Allo stesso modo, le donne del romanzo finiscono per assomigliare alle streghe, mescolando come queste ultime la pratica delle arti più misteriose con la prassi dell’autodifesa. «Mia madre non aveva mai fatto una fattura, ma l’aveva vista fare ad una sua amica una volta che il padrone le aveva dato uno schiaffo per aver rovesciato un bicchiere mentre serviva la cena». Inutile aggiungere che il giorno dopo l’uomo era stato scalciato quasi a morte dal proprio cavallo, fino a quel momento «tranquillo».

L’IMPRONTA LETTERARIA dell’orrore, con la possibilità che è propria a questo codice narrativo di dar conto di ferite sociali e storiche che si è cercato di rimuovere, conduce così l’autrice a indagare, come ha spiegato lei stessa alla stampa spagnola, su traumi collettivi di cui poco o nulla si è scritto.

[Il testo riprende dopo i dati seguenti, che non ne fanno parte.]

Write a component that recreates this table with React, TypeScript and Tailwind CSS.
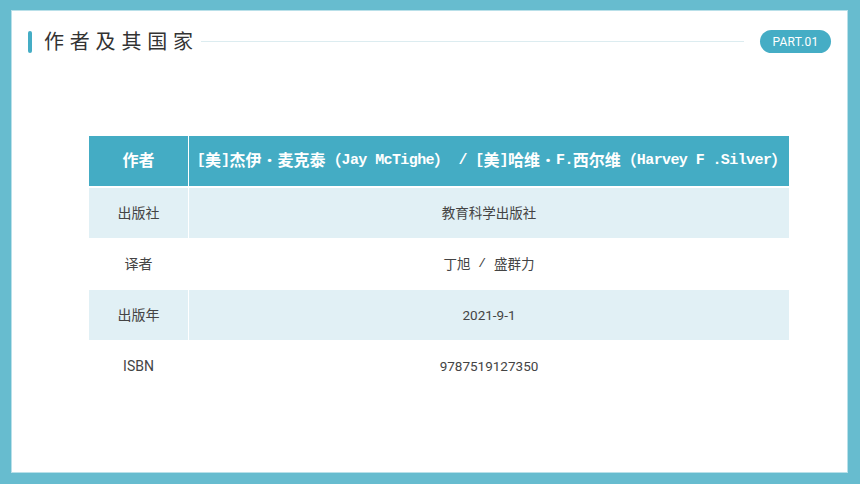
import React from 'react'

const cjk = "font-['Roboto','Noto_Sans_CJK_SC',sans-serif]"

// half-width latin parts in the header, squeezed to a ~8.4px pitch
const Mono: React.FC<{ children: React.ReactNode }> = ({ children }) => (
  <span className="font-['Liberation_Mono','Noto_Sans_CJK_SC',monospace] text-[15px] tracking-[-0.6px] whitespace-pre">
    {children}
  </span>
)

const Dot = () => <span className="inline-block w-[16px] text-center text-[22px] leading-none">·</span>

const rows = [
  { label: '出版社', value: <>教育科学出版社</>, shade: true },
  {
    label: '译者',
    value: (
      <>
        丁旭<span className="font-['Liberation_Mono',monospace] whitespace-pre text-[13px]"> / </span>盛群力
      </>
    ),
    shade: false,
  },
  { label: '出版年', value: <>2021-9-1</>, shade: true },
  { label: 'ISBN', value: <>9787519127350</>, shade: false },
]

export default function App() {
  return (
    <div className={`w-[860px] h-[484px] bg-[#67bccf] pt-[10px] pl-[11px] pr-[12px] pb-[11px] ${cjk}`}>
      <div className="w-full h-full bg-white border border-[#b9e0e9] flex flex-col px-[16px] pt-[19px]">
        {/* title bar */}
        <div className="flex items-center h-[23px]">
          <div className="w-[4px] h-[22px] rounded-full bg-[#45adc5]" />
          <div className="ml-[12px] text-[20px] leading-none tracking-[5.8px] text-[#333]">作者及其国家</div>
          <div className="flex-1 h-px bg-[#dcecf0] ml-[2px] mr-[16px]" />
          <div className="w-[71px] h-[23px] rounded-full bg-[#45adc5] flex items-center justify-center text-white text-[12px] tracking-[0.3px]">
            PART.01
          </div>
        </div>

        {/* table */}
        <div className="mt-[83px] ml-[61px] w-[700px] flex flex-col gap-[1px]">
          <div className="flex h-[50px] mb-[1px] bg-[#44acc4] text-white font-bold">
            <div className="w-[100px] shrink-0 border-r border-white flex items-center justify-center text-[16px]">作者</div>
            <div className="flex-1 min-w-0 flex items-center justify-center pl-[6px] text-[16px] whitespace-nowrap">
              <Mono>[</Mono>美<Mono>]</Mono>杰伊<Dot />麦克泰（<Mono>Jay McTighe</Mono>）<Mono> / [</Mono>美<Mono>]</Mono>哈维<Dot /><Mono>F.</Mono>西尔维（<Mono>Harvey F .Silver</Mono>）
            </div>
          </div>
          {rows.map((r) => (
            <div key={r.label} className={`flex h-[50px] text-[#444] ${r.shade ? 'bg-[#e1f0f5]' : 'bg-white'}`}>
              <div className="w-[100px] shrink-0 border-r border-white flex items-center justify-center text-[14px]">{r.label}</div>
              <div className="flex-1 flex items-center justify-center text-[13.5px]">{r.value}</div>
            </div>
          ))}
        </div>
      </div>
    </div>
  )
}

La casa del romanzo finisce così per assomigliare al cimitero indiano su cui è stata costruita la dimora al centro di Poltergeist, il celebre film diretto nel 1982 da Tobe Hooper. Se non giustizia, quei fantasmi cercano una forma di verità attraverso la vendetta. Come le protagoniste, vessate, umiliate, violentate, nelle cui vene la rabbia scorre «come una febbre» e che solo nelle stanze piene di ombre oscure di quella vecchia casa troveranno una risposta alla propria sofferenza.